Unpopular opinion: I think people are tired of disjointed big stories.
I mean, I know I am. Give me a story about a couple of people doing something that's a good story, not a giant montage of short scenes about the fate of the galaxy.
I don't CARE about the galaxy, I want a good personal story that has stakes that make sense on a personal level, and isn't just some weird superhero story but happens to be wearing a Star Wars skin suit.
Also maybe don't make a trilogy that's the same damn story beats as the previous trilogy, but worse in every way you care to mention.
And, maybe, that's not just me: Rogue One is such a movie and it's been well received. Andor is a show at the same kind of scale, and hey, it's also been accepted as good.
I was quite looking forward to Star Wars: Skeleton Crew until I saw the first trailer. It looks like someone is trying to do The Goonies in space. The one image that really disheartened me is the shot of the suburbs, rows of houses and streets. Star Wars isn't a place where I'd expect to see suburbs, it's in a galaxy far, far away, a long time ago.
It's very similar to when The Book of Boba Fett had their version of the 60s scooter scene. It doesn't work and took me completely out of the episode.
Also that scene was so low energy? These are supposed to be tough speeder tuner punks and instead they look like teenagers dicking around on the scooters at Walmart.

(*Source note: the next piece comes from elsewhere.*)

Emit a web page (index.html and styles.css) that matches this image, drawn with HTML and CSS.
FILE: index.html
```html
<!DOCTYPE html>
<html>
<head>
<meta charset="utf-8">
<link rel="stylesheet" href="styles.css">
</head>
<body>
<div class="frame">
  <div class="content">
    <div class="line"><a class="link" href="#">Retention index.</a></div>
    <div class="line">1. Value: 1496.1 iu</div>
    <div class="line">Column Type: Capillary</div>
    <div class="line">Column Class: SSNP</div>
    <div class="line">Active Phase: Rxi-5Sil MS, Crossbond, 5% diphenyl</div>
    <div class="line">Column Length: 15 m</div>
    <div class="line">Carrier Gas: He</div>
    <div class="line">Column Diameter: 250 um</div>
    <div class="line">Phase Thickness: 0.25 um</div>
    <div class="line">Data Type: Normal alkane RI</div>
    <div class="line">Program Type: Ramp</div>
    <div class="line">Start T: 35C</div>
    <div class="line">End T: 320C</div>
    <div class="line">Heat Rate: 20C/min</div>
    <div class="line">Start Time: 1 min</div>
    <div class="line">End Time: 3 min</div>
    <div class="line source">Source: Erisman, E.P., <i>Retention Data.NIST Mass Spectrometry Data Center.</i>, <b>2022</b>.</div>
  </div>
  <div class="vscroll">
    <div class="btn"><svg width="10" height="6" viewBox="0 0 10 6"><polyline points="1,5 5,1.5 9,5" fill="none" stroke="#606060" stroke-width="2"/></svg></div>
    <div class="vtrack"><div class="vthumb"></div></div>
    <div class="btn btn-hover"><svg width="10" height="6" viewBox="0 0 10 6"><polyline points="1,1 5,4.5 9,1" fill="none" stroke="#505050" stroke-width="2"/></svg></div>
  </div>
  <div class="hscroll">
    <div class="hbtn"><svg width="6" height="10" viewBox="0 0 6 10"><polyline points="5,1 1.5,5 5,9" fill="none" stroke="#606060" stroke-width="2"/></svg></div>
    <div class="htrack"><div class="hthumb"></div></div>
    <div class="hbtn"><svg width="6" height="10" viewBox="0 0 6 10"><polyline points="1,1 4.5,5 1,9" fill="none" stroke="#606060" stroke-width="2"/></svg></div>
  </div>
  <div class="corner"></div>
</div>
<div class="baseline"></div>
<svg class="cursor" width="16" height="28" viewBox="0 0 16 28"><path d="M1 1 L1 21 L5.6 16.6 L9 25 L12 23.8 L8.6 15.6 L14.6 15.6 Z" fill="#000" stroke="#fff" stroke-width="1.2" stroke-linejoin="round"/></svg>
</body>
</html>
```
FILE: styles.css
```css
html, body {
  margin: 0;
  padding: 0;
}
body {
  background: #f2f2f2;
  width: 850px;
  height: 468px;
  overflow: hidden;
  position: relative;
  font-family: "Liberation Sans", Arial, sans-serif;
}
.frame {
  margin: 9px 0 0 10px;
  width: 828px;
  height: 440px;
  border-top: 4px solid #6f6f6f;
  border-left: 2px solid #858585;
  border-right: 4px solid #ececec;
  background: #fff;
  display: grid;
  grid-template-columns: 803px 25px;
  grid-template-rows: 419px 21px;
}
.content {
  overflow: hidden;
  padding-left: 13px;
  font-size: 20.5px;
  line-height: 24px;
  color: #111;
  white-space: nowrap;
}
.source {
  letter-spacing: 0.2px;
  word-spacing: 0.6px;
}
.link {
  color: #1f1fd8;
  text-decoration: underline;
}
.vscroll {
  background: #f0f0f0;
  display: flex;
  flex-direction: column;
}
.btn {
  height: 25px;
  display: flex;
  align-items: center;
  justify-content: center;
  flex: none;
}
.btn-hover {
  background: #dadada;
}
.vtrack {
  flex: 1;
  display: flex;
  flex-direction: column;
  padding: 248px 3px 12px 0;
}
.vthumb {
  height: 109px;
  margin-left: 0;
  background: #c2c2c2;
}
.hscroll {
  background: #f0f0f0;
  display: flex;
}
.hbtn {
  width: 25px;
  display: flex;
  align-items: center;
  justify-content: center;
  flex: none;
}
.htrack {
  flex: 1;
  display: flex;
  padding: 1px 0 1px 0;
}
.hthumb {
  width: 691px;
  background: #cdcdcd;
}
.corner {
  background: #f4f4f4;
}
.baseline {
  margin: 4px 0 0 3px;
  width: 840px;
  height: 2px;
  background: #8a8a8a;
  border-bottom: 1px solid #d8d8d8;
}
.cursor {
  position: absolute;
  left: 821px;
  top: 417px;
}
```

Not to say that Disney hasn't mishandled this IP, but Star Wars had bad content before Disney bought it, and has since released projects better than anything Lucasfilm did with it.

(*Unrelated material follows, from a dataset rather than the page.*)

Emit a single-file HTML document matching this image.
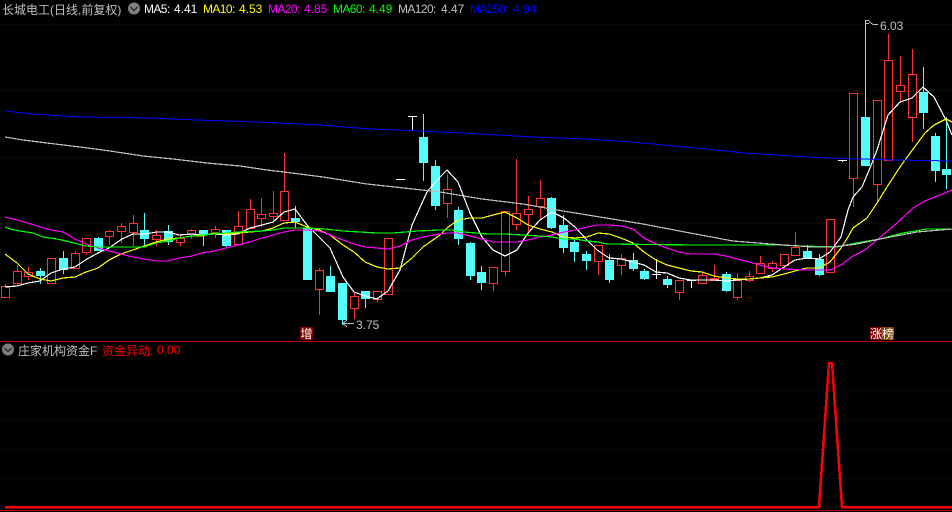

The wide variances in quality aren't doing the reputation of Star Wars any favors.
It's not just that they are bad at Star Wars, they have mishandled Marvel too. They went on an IP buying streak but seemed to have been far too focused on generating "content" rather than quality TV and films. However, at least Marvel has a showrunner:
After buying Lucasfilm from George Lucas in 2012, Disney relaunched Star Wars as a franchise trilogy in 2015 with director J.J. Abrams’ The Force Awakens. The film was an absolute blockbuster. Yet surprisingly — and, as it turned out, problematically — the studio did not have a firm creative plan for the next two films (at least, not one that was followed).

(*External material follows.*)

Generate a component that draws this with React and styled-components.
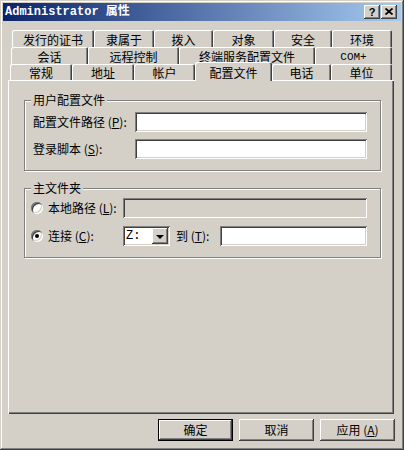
import React from 'react';
import styled, { createGlobalStyle, css } from 'styled-components';

const GlobalStyle = createGlobalStyle`
  html, body { margin: 0; padding: 0; background: #d4d0c8; }
  body {
    font-family: "Noto Sans CJK SC", "Liberation Sans", sans-serif;
    font-size: 12px;
    color: #000;
  }
  * { box-sizing: border-box; }
`;

const raised = css`
  box-shadow: inset -1px -1px #404040, inset 1px 1px #fff, inset -2px -2px #808080, inset 2px 2px #d4d0c8;
`;
const sunken = css`
  box-shadow: inset 1px 1px #808080, inset -1px -1px #fff, inset 2px 2px #404040, inset -2px -2px #d4d0c8;
`;

const Window = styled.div`
  width: 404px;
  height: 450px;
  padding: 3px;
  background: #d4d0c8;
  box-shadow: inset -1px -1px #404040, inset 1px 1px #d4d0c8, inset -2px -2px #808080, inset 2px 2px #fff;
  display: flex;
  flex-direction: column;
`;

const TitleBar = styled.div`
  height: 18px;
  display: flex;
  align-items: center;
  padding: 0 4px 0 2px;
  background: linear-gradient(to right, #0a246a, #a6caf0);
`;

const TitleText = styled.div`
  flex: 1;
  color: #fff;
  font: bold 12px "Liberation Mono", "Noto Sans CJK SC", monospace;
  white-space: nowrap;
  line-height: 18px;
`;

const CaptionButtons = styled.div`
  display: flex;
  gap: 1px;
`;

const CaptionButton = styled.div`
  width: 16px;
  height: 14px;
  background: #d4d0c8;
  ${raised};
  display: flex;
  align-items: center;
  justify-content: center;
  font: bold 11px "Liberation Sans", sans-serif;
  line-height: 14px;
  padding-bottom: 1px;
`;

const Body = styled.div`
  display: flex;
  flex-direction: column;
  padding: 9px 7px 0 5px;
`;

const TabRow = styled.div`
  display: flex;
  height: ${p => p.$h}px;
  padding-left: ${p => p.$indent}px;
`;

const Tab = styled.div`
  position: relative;
  z-index: ${p => (p.$active ? 2 : 1)};
  width: ${p => p.$w}px;
  flex: none;
  align-self: ${p => (p.$active ? 'flex-start' : 'stretch')};
  height: ${p => (p.$active ? '19px' : 'auto')};
  margin-top: ${p => (p.$active ? '-2px' : '0')};
  background: #d4d0c8;
  border-top-left-radius: 2px;
  border-top-right-radius: 2px;
  box-shadow: inset 1px 1px #fff, inset -1px 0 #404040, inset -2px 0 #808080;
  display: flex;
  align-items: center;
  justify-content: center;
  padding-top: 2px;
  line-height: 12px;
  white-space: nowrap;
`;

const LatinTab = styled.span`
  font-family: "Liberation Mono", monospace;
  font-size: 11px;
`;

const Panel = styled.div`
  height: 334px;
  padding: 14px 13px 0 16px;
  background: #d4d0c8;
  box-shadow: inset 1px 1px #fff, inset -1px -1px #404040, inset -2px -2px #808080;
  display: flex;
  flex-direction: column;
  gap: ${p => p.$gap}px;
`;

const GroupBox = styled.fieldset`
  margin: 0;
  padding: 0 12px 0 0;
  min-width: 0;
  border: 1px solid #808080;
  box-shadow: inset 1px 1px #fff, 1px 1px #fff;
`;

const Legend = styled.legend`
  margin-left: 6px;
  padding: 0 2px;
  line-height: 12px;
  background: #d4d0c8;
`;

const Rows = styled.div`
  display: flex;
  flex-direction: column;
  gap: ${p => p.$gap}px;
  padding: ${p => p.$pt}px 0 11px ${p => p.$pl}px;
`;

const Row = styled.div`
  display: flex;
  align-items: center;
  height: 20px;
`;

const FieldLabel = styled.label`
  width: ${p => p.$w}px;
  flex: none;
  white-space: nowrap;
  line-height: 12px;
`;

const Acc = styled.span`
  text-decoration: underline;
`;

const TextBox = styled.div`
  width: ${p => p.$w}px;
  height: 20px;
  flex: none;
  background: ${p => (p.$disabled ? '#d4d0c8' : '#fff')};
  ${sunken};
`;

const RadioCircle = styled.span`
  width: 12px;
  height: 12px;
  flex: none;
  border-radius: 50%;
  background: #fff;
  margin-right: 5px;
  box-shadow: inset 1px 1px #808080, inset -1px -1px #fff, inset 2px 2px #404040, inset -2px -2px #d4d0c8;
  display: flex;
  align-items: center;
  justify-content: center;
  &::after {
    content: '';
    display: ${p => (p.$checked ? 'block' : 'none')};
    width: 4px;
    height: 4px;
    border-radius: 50%;
    background: #000;
  }
`;

const Combo = styled.div`
  width: 47px;
  height: 20px;
  flex: none;
  padding: 2px;
  background: #fff;
  ${sunken};
  display: flex;
`;

const ComboText = styled.div`
  flex: 1;
  font: 12px "Liberation Mono", monospace;
  line-height: 16px;
  padding-left: 1px;
`;

const DropButton = styled.div`
  width: 16px;
  height: 16px;
  background: #d4d0c8;
  ${raised};
  display: flex;
  align-items: center;
  justify-content: center;
  &::after {
    content: '';
    width: 0;
    height: 0;
    border-left: 4px solid transparent;
    border-right: 4px solid transparent;
    border-top: 4px solid #000;
    margin-top: 1px;
  }
`;

const ToLabel = styled.label`
  width: 44px;
  margin-left: 6px;
  flex: none;
  white-space: nowrap;
  line-height: 12px;
`;

const ButtonBar = styled.div`
  display: flex;
  justify-content: flex-end;
  gap: 6px;
  padding: 5px 6px 0 0;
`;

const PushButton = styled.div`
  width: 75px;
  height: 22px;
  background: #d4d0c8;
  display: flex;
  align-items: center;
  justify-content: center;
  line-height: 12px;
  ${p =>
    p.$default
      ? css`box-shadow: inset 0 0 0 1px #000, inset -2px -2px #404040, inset 2px 2px #fff, inset -3px -3px #808080;`
      : raised};
`;

const rows = [
  { indent: 4, h: 17, tabs: [['发行的证书', 82], ['隶属于', 60], ['拨入', 59], ['对象', 61], ['安全', 58], ['环境', 60]] },
  { indent: 3, h: 17, tabs: [['会话', 77], ['远程控制', 91], ['终端服务配置文件', 136], ['COM+', 77]] },
  { indent: 2, h: 16, tabs: [['常规', 62], ['地址', 62], ['帐户', 61], ['配置文件', 77], ['电话', 59], ['单位', 61]] },
];

export default function App() {
  return (
    <>
      <GlobalStyle />
      <Window>
        <TitleBar>
          <TitleText>Administrator 属性</TitleText>
          <CaptionButtons>
            <CaptionButton>?</CaptionButton>
            <CaptionButton>
              <svg width="8" height="7" viewBox="0 0 8 7">
                <path d="M0.5 0.5 L7.5 6.5 M7.5 0.5 L0.5 6.5" stroke="#000" strokeWidth="1.8" fill="none" />
              </svg>
            </CaptionButton>
          </CaptionButtons>
        </TitleBar>
        <Body>
          {rows.map((r, i) => (
            <TabRow key={i} $indent={r.indent} $h={r.h}>
              {r.tabs.map(([label, w]) => (
                <Tab key={label} $w={w} $active={label === '配置文件'}>
                  {label === 'COM+' ? <LatinTab>{label}</LatinTab> : label}
                </Tab>
              ))}
            </TabRow>
          ))}
          <Panel $gap={11}>
            <GroupBox>
              <Legend>用户配置文件</Legend>
              <Rows $pt={6} $gap={7} $pl={8}>
                <Row>
                  <FieldLabel $w={102}>配置文件路径 (<Acc>P</Acc>):</FieldLabel>
                  <TextBox $w={232} />
                </Row>
                <Row>
                  <FieldLabel $w={102}>登录脚本 (<Acc>S</Acc>):</FieldLabel>
                  <TextBox $w={232} />
                </Row>
              </Rows>
            </GroupBox>
            <GroupBox>
              <Legend>主文件夹</Legend>
              <Rows $pt={4} $gap={8} $pl={6}>
                <Row>
                  <RadioCircle />
                  <FieldLabel $w={75}>本地路径 (<Acc>L</Acc>):</FieldLabel>
                  <TextBox $w={244} $disabled />
                </Row>
                <Row>
                  <RadioCircle $checked />
                  <FieldLabel $w={75}>连接 (<Acc>C</Acc>):</FieldLabel>
                  <Combo>
                    <ComboText>Z:</ComboText>
                    <DropButton />
                  </Combo>
                  <ToLabel>到 (<Acc>T</Acc>):</ToLabel>
                  <TextBox $w={147} />
                </Row>
              </Rows>
            </GroupBox>
          </Panel>
        </Body>
        <ButtonBar>
          <PushButton $default>确定</PushButton>
          <PushButton>取消</PushButton>
          <PushButton>应用 (<Acc>A</Acc>)</PushButton>
        </ButtonBar>
      </Window>
    </>
  );
}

There were a number of mistakes made (including deciding to drop a Star Wars film a year) but this seems one of the biggest unforced errors. I still can't work out what the thinking was there other than "the fans will lap up any old Star Wars so we don't have to put any effort in".
As long as they keep shoving more stories somewhere in between some otherwise inconsequential aspect of the original trilogy it will just keep grinding to nothing. They’ll make an entire movie following the production of an intergalactic cheese pizza so you can understand why the lieutenant commander in the background shot of a scene in episode 4 farted. Tell some fucking new stories already.